[start]

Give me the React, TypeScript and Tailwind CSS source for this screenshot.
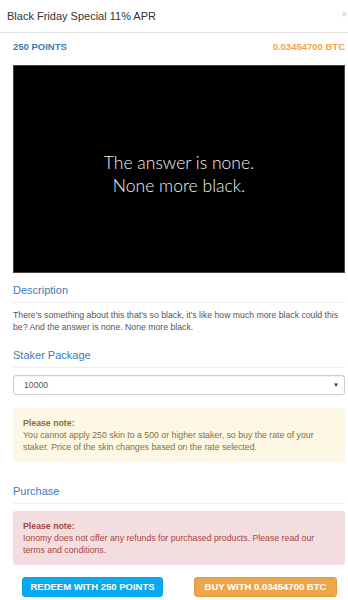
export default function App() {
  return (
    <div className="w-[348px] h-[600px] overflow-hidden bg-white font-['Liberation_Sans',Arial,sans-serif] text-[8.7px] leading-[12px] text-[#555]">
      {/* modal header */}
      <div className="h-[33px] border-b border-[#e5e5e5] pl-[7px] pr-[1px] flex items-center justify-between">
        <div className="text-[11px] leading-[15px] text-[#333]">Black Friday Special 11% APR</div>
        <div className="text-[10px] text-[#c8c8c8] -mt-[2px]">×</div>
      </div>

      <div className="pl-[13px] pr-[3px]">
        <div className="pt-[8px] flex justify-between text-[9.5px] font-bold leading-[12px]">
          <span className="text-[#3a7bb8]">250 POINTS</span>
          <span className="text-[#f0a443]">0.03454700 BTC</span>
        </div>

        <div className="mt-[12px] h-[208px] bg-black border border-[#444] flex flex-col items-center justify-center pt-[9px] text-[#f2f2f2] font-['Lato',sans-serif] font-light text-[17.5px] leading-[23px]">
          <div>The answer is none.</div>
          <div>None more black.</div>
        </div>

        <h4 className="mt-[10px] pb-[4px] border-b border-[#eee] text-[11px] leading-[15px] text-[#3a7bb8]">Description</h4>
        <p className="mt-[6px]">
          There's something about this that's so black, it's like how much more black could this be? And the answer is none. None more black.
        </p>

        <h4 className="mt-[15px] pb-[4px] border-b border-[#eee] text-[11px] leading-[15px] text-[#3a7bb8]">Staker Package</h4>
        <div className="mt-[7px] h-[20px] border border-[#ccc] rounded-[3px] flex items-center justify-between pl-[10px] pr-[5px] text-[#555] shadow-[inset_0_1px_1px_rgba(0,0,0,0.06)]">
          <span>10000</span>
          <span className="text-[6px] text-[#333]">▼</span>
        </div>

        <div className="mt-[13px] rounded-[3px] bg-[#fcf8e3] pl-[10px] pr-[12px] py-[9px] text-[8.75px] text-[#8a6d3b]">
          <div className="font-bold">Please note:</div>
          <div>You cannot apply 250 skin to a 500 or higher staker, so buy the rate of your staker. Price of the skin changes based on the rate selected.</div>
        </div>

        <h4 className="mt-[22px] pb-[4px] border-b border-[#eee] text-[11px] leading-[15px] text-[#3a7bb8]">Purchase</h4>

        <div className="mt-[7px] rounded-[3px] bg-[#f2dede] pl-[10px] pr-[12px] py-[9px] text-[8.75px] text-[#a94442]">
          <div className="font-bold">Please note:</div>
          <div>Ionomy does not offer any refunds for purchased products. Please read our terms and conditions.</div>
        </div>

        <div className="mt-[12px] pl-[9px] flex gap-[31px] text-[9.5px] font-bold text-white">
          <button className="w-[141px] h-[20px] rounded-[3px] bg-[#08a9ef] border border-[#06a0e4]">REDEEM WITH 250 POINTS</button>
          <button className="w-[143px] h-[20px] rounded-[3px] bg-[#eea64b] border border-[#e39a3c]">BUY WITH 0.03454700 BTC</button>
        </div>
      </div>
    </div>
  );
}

[end]

GIVEN TASK: Using the material above, return every line exactly as it appears, minus the pictures.

THE RESPONSE:
Give me the React, TypeScript and Tailwind CSS source for this screenshot.
export default function App() {
  return (
    <div className="w-[348px] h-[600px] overflow-hidden bg-white font-['Liberation_Sans',Arial,sans-serif] text-[8.7px] leading-[12px] text-[#555]">
      {/* modal header */}
      <div className="h-[33px] border-b border-[#e5e5e5] pl-[7px] pr-[1px] flex items-center justify-between">
        <div className="text-[11px] leading-[15px] text-[#333]">Black Friday Special 11% APR</div>
        <div className="text-[10px] text-[#c8c8c8] -mt-[2px]">×</div>
      </div>

      <div className="pl-[13px] pr-[3px]">
        <div className="pt-[8px] flex justify-between text-[9.5px] font-bold leading-[12px]">
          <span className="text-[#3a7bb8]">250 POINTS</span>
          <span className="text-[#f0a443]">0.03454700 BTC</span>
        </div>

        <div className="mt-[12px] h-[208px] bg-black border border-[#444] flex flex-col items-center justify-center pt-[9px] text-[#f2f2f2] font-['Lato',sans-serif] font-light text-[17.5px] leading-[23px]">
          <div>The answer is none.</div>
          <div>None more black.</div>
        </div>

        <h4 className="mt-[10px] pb-[4px] border-b border-[#eee] text-[11px] leading-[15px] text-[#3a7bb8]">Description</h4>
        <p className="mt-[6px]">
          There's something about this that's so black, it's like how much more black could this be? And the answer is none. None more black.
        </p>

        <h4 className="mt-[15px] pb-[4px] border-b border-[#eee] text-[11px] leading-[15px] text-[#3a7bb8]">Staker Package</h4>
        <div className="mt-[7px] h-[20px] border border-[#ccc] rounded-[3px] flex items-center justify-between pl-[10px] pr-[5px] text-[#555] shadow-[inset_0_1px_1px_rgba(0,0,0,0.06)]">
          <span>10000</span>
          <span className="text-[6px] text-[#333]">▼</span>
        </div>

        <div className="mt-[13px] rounded-[3px] bg-[#fcf8e3] pl-[10px] pr-[12px] py-[9px] text-[8.75px] text-[#8a6d3b]">
          <div className="font-bold">Please note:</div>
          <div>You cannot apply 250 skin to a 500 or higher staker, so buy the rate of your staker. Price of the skin changes based on the rate selected.</div>
        </div>

        <h4 className="mt-[22px] pb-[4px] border-b border-[#eee] text-[11px] leading-[15px] text-[#3a7bb8]">Purchase</h4>

        <div className="mt-[7px] rounded-[3px] bg-[#f2dede] pl-[10px] pr-[12px] py-[9px] text-[8.75px] text-[#a94442]">
          <div className="font-bold">Please note:</div>
          <div>Ionomy does not offer any refunds for purchased products. Please read our terms and conditions.</div>
        </div>

        <div className="mt-[12px] pl-[9px] flex gap-[31px] text-[9.5px] font-bold text-white">
          <button className="w-[141px] h-[20px] rounded-[3px] bg-[#08a9ef] border border-[#06a0e4]">REDEEM WITH 250 POINTS</button>
          <button className="w-[143px] h-[20px] rounded-[3px] bg-[#eea64b] border border-[#e39a3c]">BUY WITH 0.03454700 BTC</button>
        </div>
      </div>
    </div>
  );
}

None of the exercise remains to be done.